Here are the main nine of those arranged in a matrix, for easier comparison. The important thing to notice is that in general:
- The decrementing
for
is faster than the incrementing for
, which is faster than the foreach
. This is often true regardless of what's being iterated. - Using Rows directly is faster than using a DataView, but may not produce the desired result.
| Rows | Reference to DefaultView | DefaultView |
Decrementing for | 0.0397892 | 0.0397771 | 0.0397962 |
Incrementing for | 0.1060673 | 0.085599 | 0.1372127 |
Foreach | 0.7557827 | 1.7407836 | 1.7353884 |
I highlighted "Incrementing for of a Reference to DefaultView" in green. That's my recommendation; it's what I should have used in my Tip.
I accept that "Foreach of a reference to DefaultView" (in yellow), which I used in my Tip, is also a good choice, because it has improved readability. Of primary importance is to always remember and never forget that the readability of foreach
comes at the cost of being slower than for
-- that really is a 20x difference between the two (yellow and green) techniques.
I recommend a decrementing for
(blue) only when you're sure that you can safely ignore the DefaultView.
You should also get some measurements using your own data.
"But creating a reference like in your example looks weird."

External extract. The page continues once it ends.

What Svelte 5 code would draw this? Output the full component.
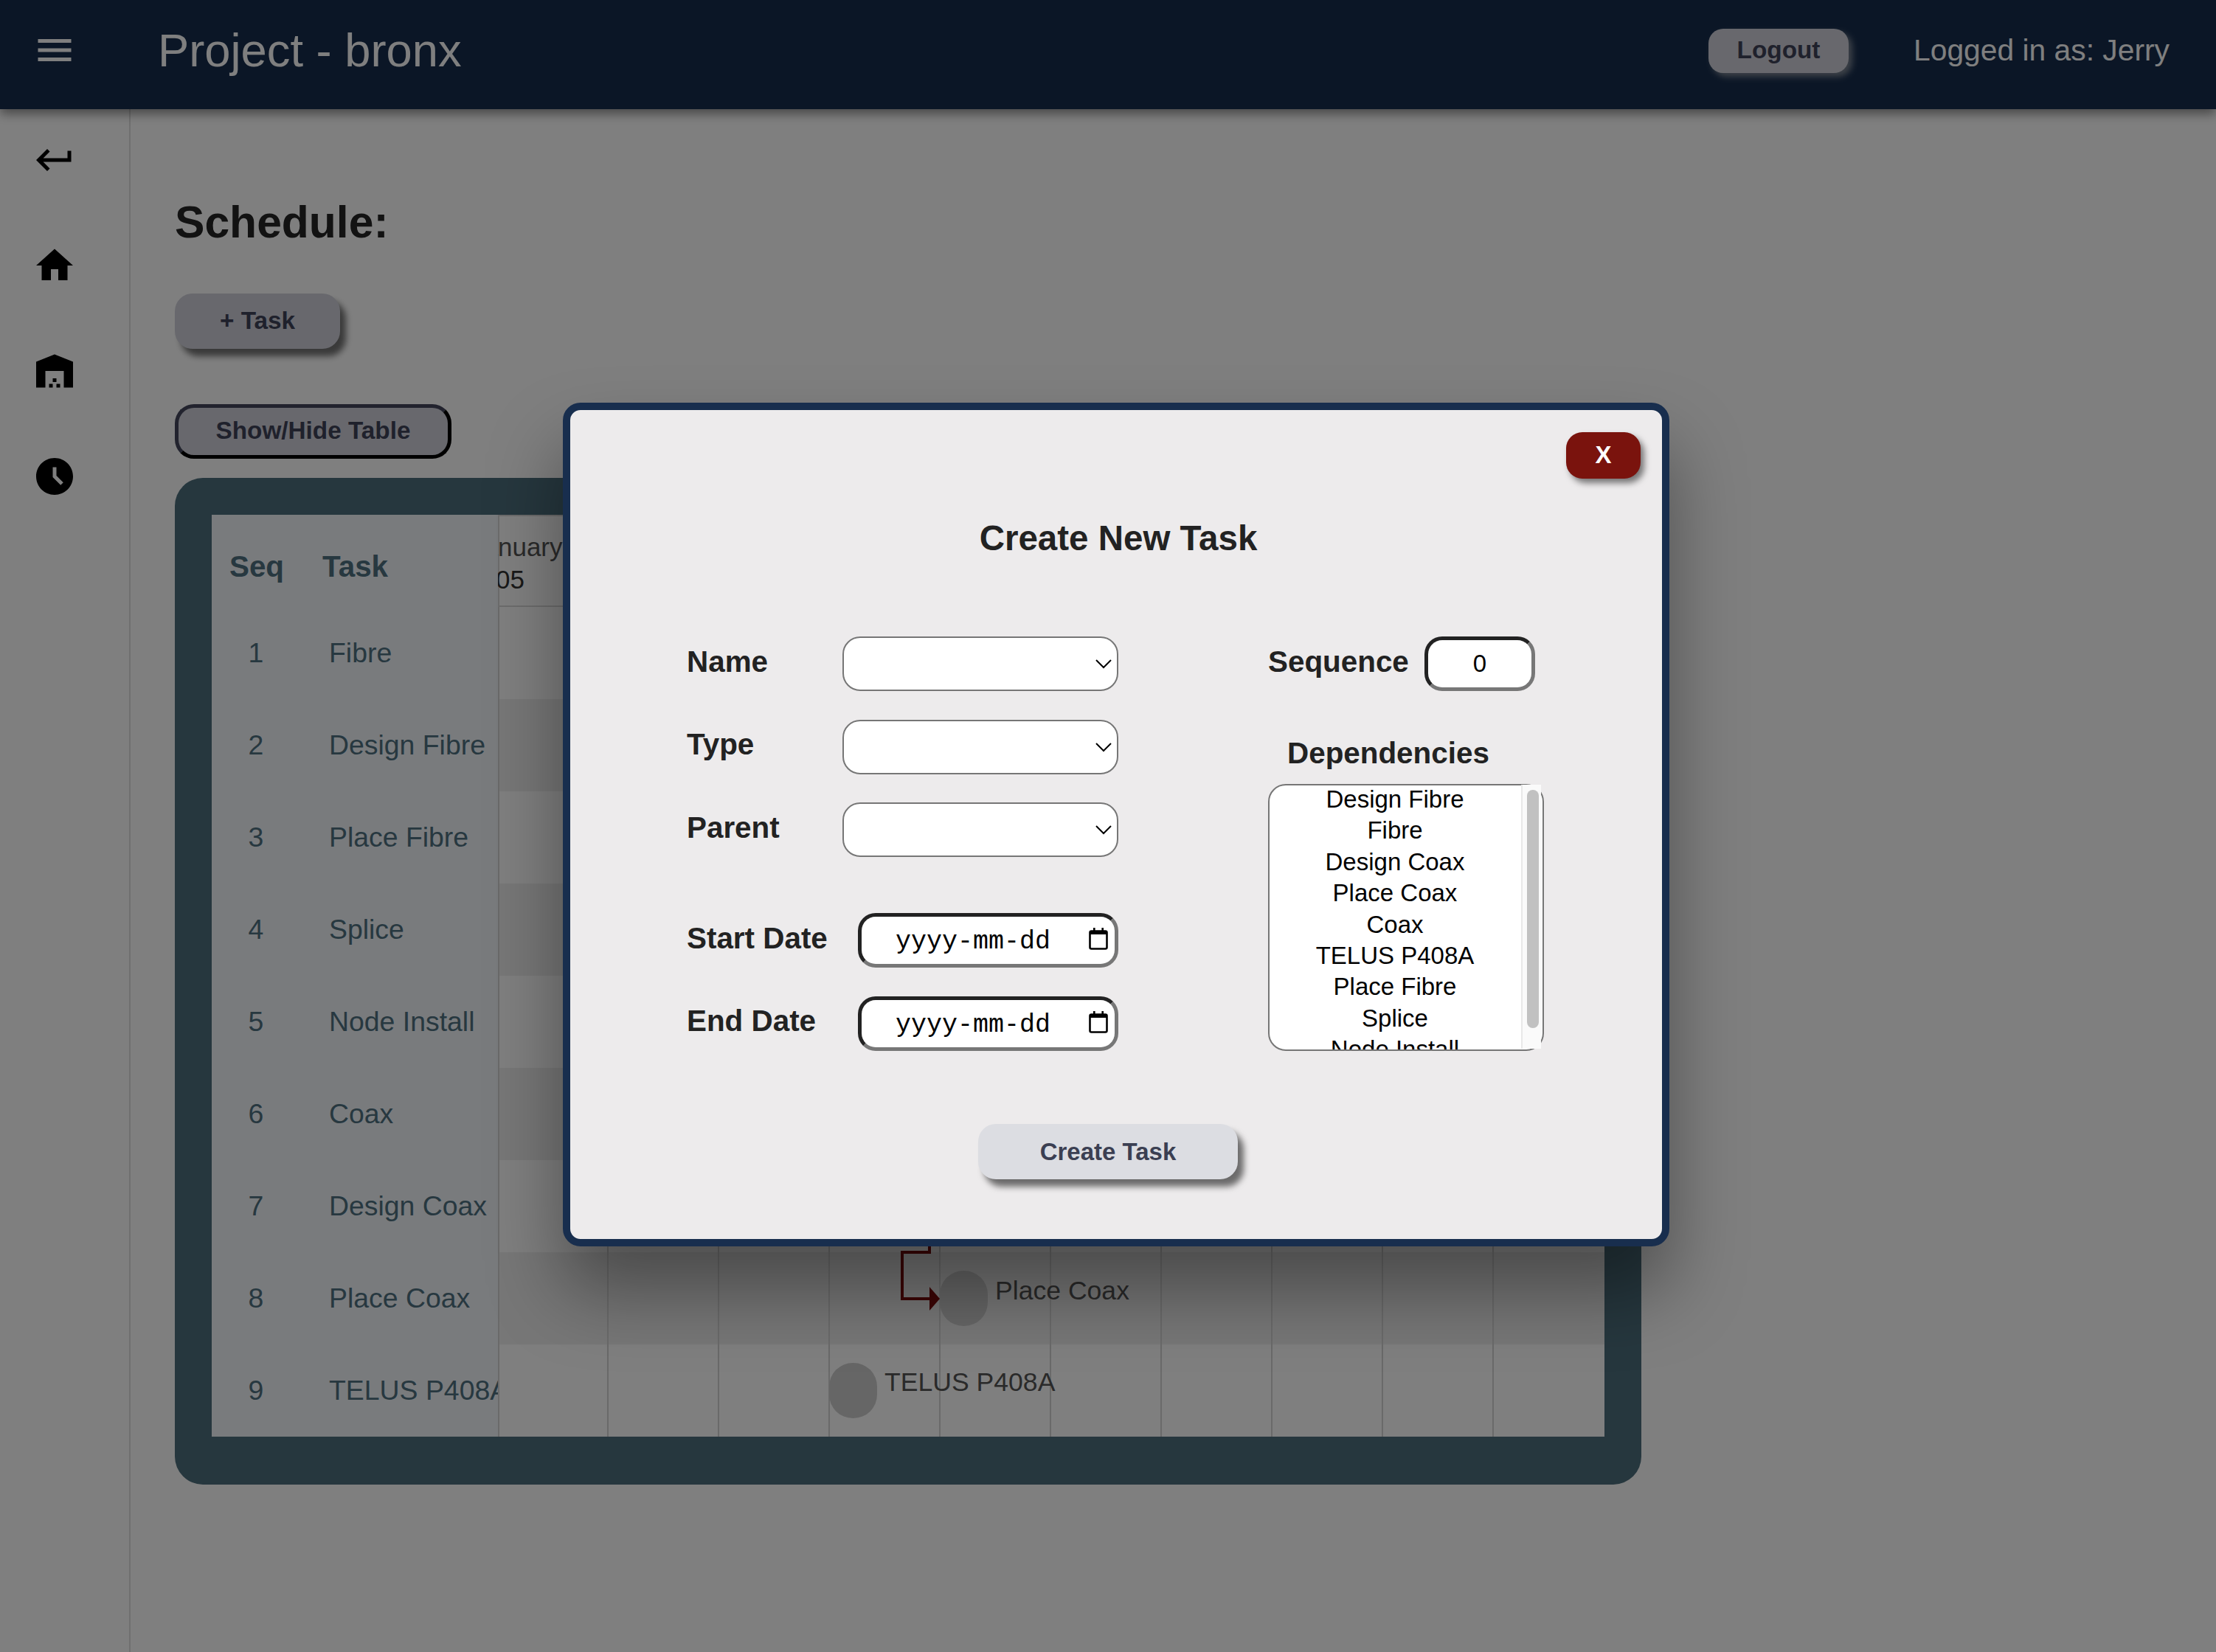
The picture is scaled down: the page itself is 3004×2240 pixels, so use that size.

Ah, but consider how I did it in my Tip. By writing an overload that accepts a reference to a DataView, and calling that from the overload that accepts a DataTable, I get a reference at no extra cost. And having both overloads makes things easier on any callers I may have.
public static System.Collections.Generic.List<T> ToList<T>
( this System.Data.DataTable Table )
{ return Table.DefaultView.ToList<T>() ; }
public static System.Collections.Generic.List<T> ToList<T>
( this System.Data.DataView Rows ) ...
Conclusion
If you always follow this pattern -- whenever you write a method that takes a DataTable, also create an overload that takes a DataView -- then iterate the DataView, rather than the DataTable, you should be OK.